Please let me know if I can provide any additional information or assistance, thanks!

rhodey commented 10 months ago

Hello I have an update I have reproduced the same problem with R2DBC postgresql driver latest

You can find my branch here: https://github.com/rhodey/jasyncdebug/tree/r2dbc

R2DBC here: https://r2dbc.io/

And R2DBC postgresql here: https://github.com/pgjdbc/r2dbc-postgresql

My research has shown that jasync-postgresql and r2dbc-postgresql are the only async / non-blocking database drivers available for postgres with Java.

I will sincerely appreciate any help with this, Thanks!

rhodey commented 10 months ago

Hello I have another update, I iterated on my POC again and this time removed jasync-sql and was able to reproduce the same behavior using the standard jdbc-postgres driver.

You can find my new jdbc branch here:

https://github.com/rhodey/jasyncdebug/tree/jdbc

Please let me know if anything more can be done to help investigate, Thanks!

Palmr commented 9 months ago

Hey, just going through this, do you have a thread dump from after you think the callback and logging should have come out? It might tell us which, if any, threads are stuck and where.

grumpyjames commented 8 months ago

Took a quick look at this.

I'm not confident the reproducer does what you think it does.

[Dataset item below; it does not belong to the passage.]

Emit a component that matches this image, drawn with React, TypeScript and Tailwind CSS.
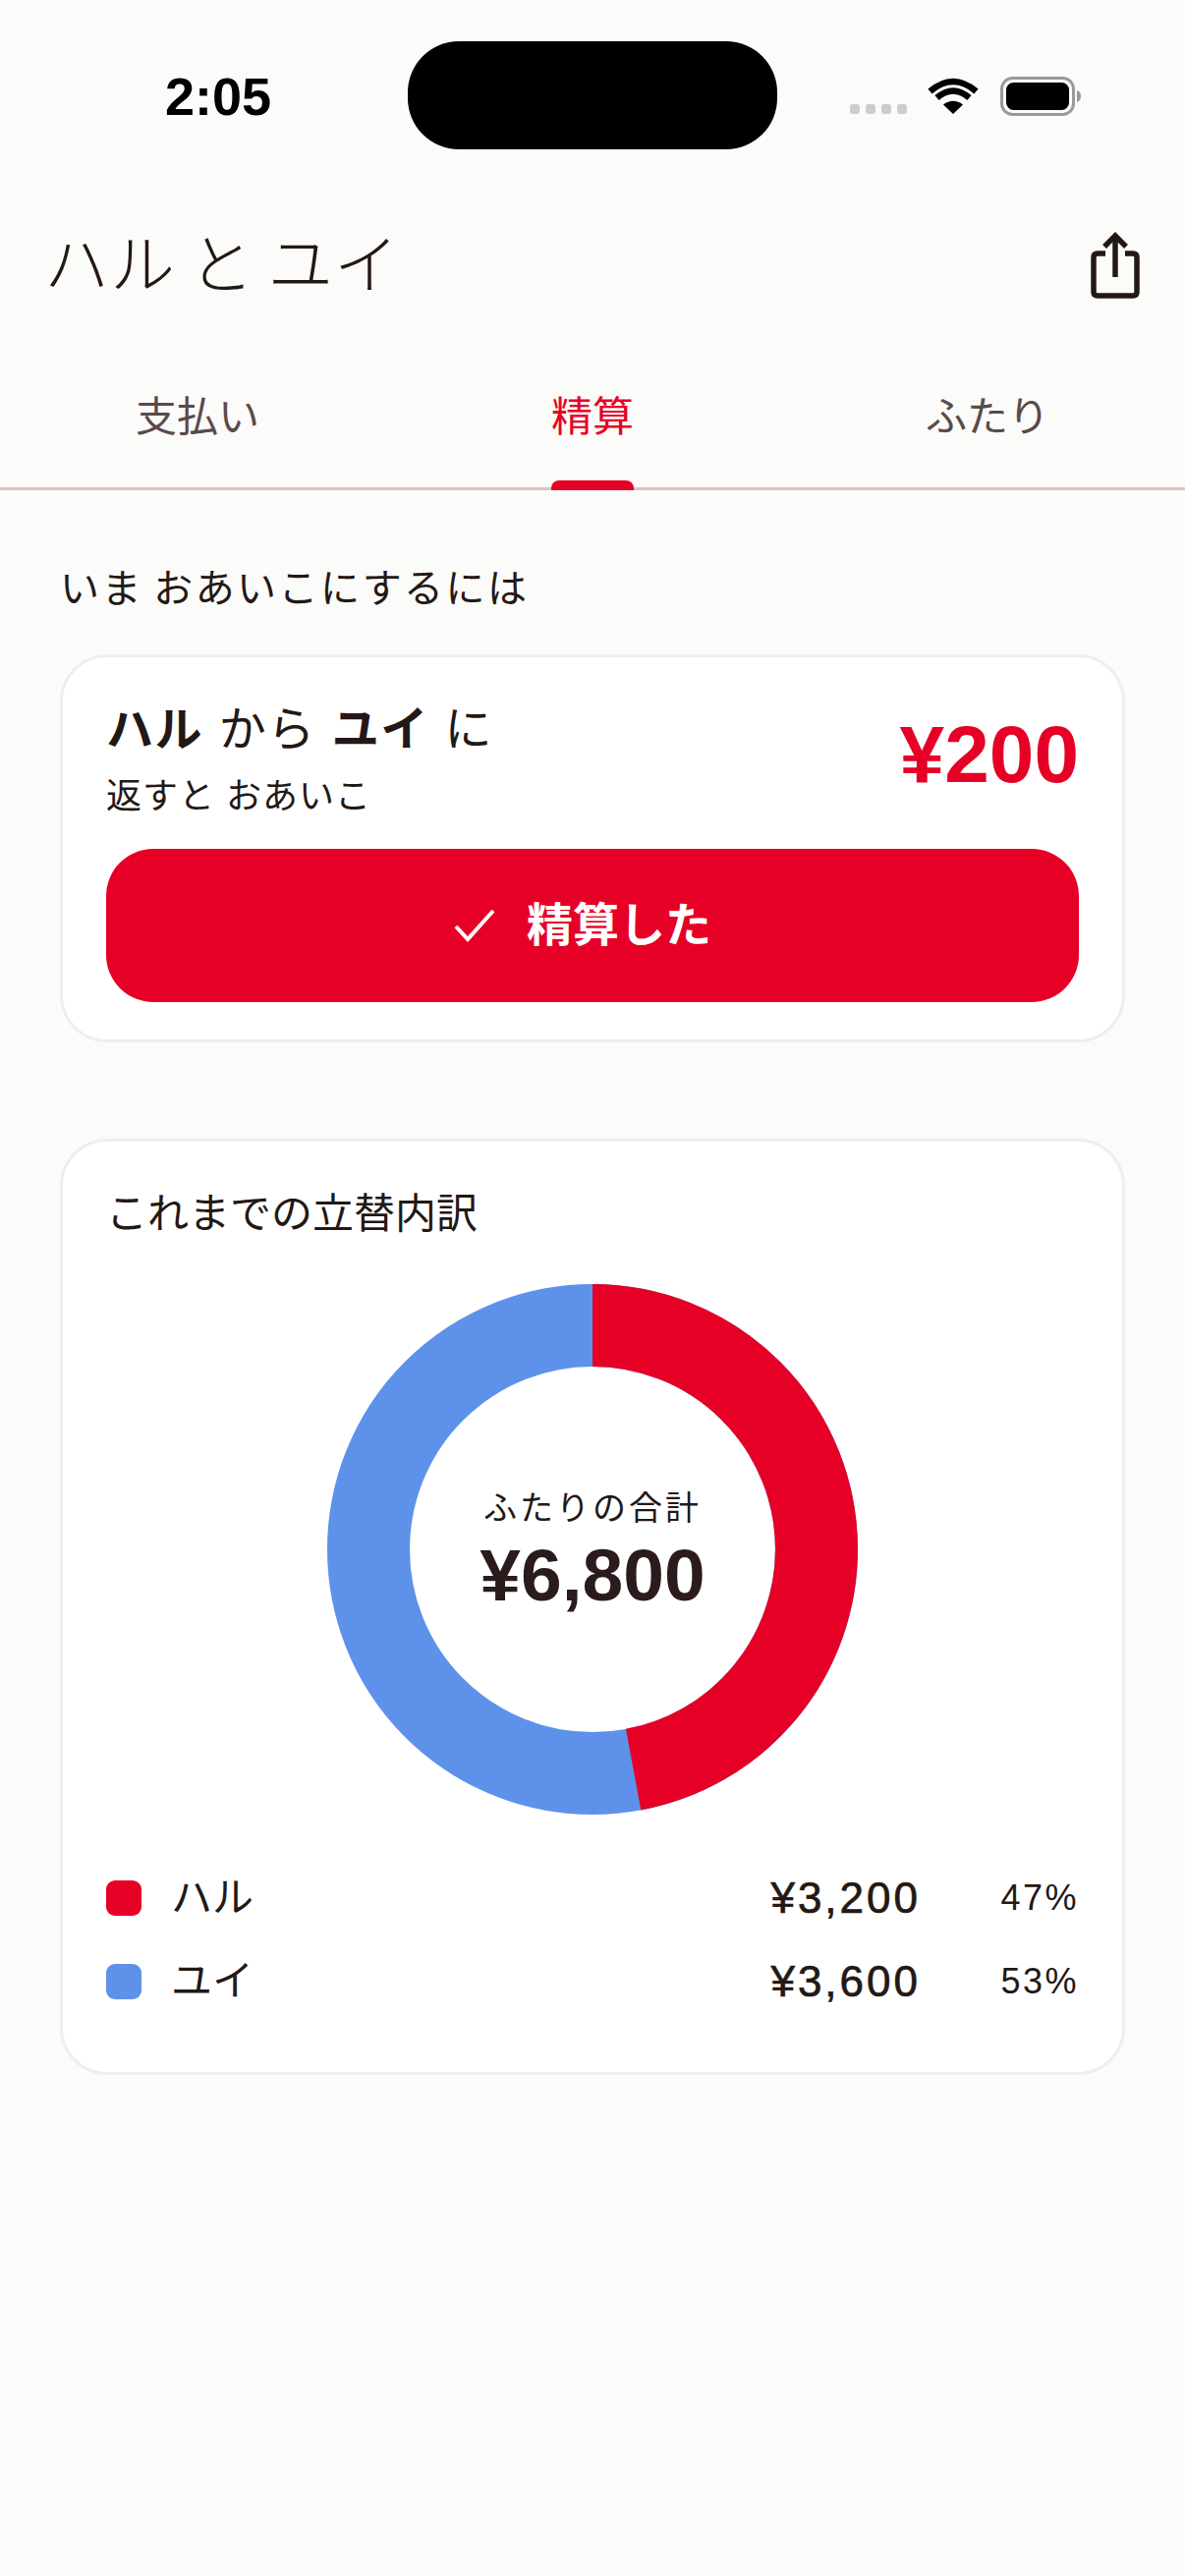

For me, the error producing one immediately null pointers like this (I could see the disruptor thread was shutting down looking at a 'stuck' java via jstack):

java.lang.NullPointerException
    at org.rhodey.poc.disruptor.DisruptorHandler.mockWork(DisruptorHandler.java:35)
    at org.rhodey.poc.disruptor.DisruptorHandler.onEvent(DisruptorHandler.java:51)
    at org.rhodey.poc.disruptor.DisruptorHandler.onEvent(DisruptorHandler.java:9)
    at com.lmax.disruptor.BatchEventProcessor.processEvents(BatchEventProcessor.java:167)
    at com.lmax.disruptor.BatchEventProcessor.run(BatchEventProcessor.java:122)
    at java.base/java.lang.Thread.run(Thread.java:829)

because calling getConnection on PsqlService before start means things have no chance of working.

If I switch to Supplier<Connection> and pass psql::getConnection instead (so I only pull out the connection when I need it, and there's a chance it might have been initialised), I get the following output

[main] INFO org.rhodey.poc.psql.PsqlService - psql connection is valid
[Thread-2] INFO org.rhodey.poc.psql.PsqlRunnable - psql test thread returned: 123
[disruptor-0] INFO org.rhodey.poc.disruptor.DisruptorHandler - CHAN test_read
[disruptor-0] INFO org.rhodey.poc.disruptor.DisruptorHandler - COUNT 1
[disruptor-0] INFO org.rhodey.poc.disruptor.DisruptorHandler - before redis.publish()
[disruptor-0] INFO org.rhodey.poc.disruptor.DisruptorHandler - after redis.publish()
[disruptor-0] INFO org.rhodey.poc.disruptor.DisruptorHandler - before psql.sendPreparedStatement()
[disruptor-0] INFO org.rhodey.poc.disruptor.DisruptorHandler - after psql.sendPreparedStatement()
[redis-write-1] INFO org.rhodey.poc.disruptor.DisruptorHandler - redis write success
[Thread-3] INFO org.rhodey.poc.disruptor.DisruptorHandler - psql success - returned: 456
[db-sql-netty-thread-2] INFO com.github.jasync.sql.db.postgresql.codec.PostgreSQLConnectionHandler - Connection disconnected - null

As such, I don't think this is a problem with disruptor. Please reopen if that's not the case.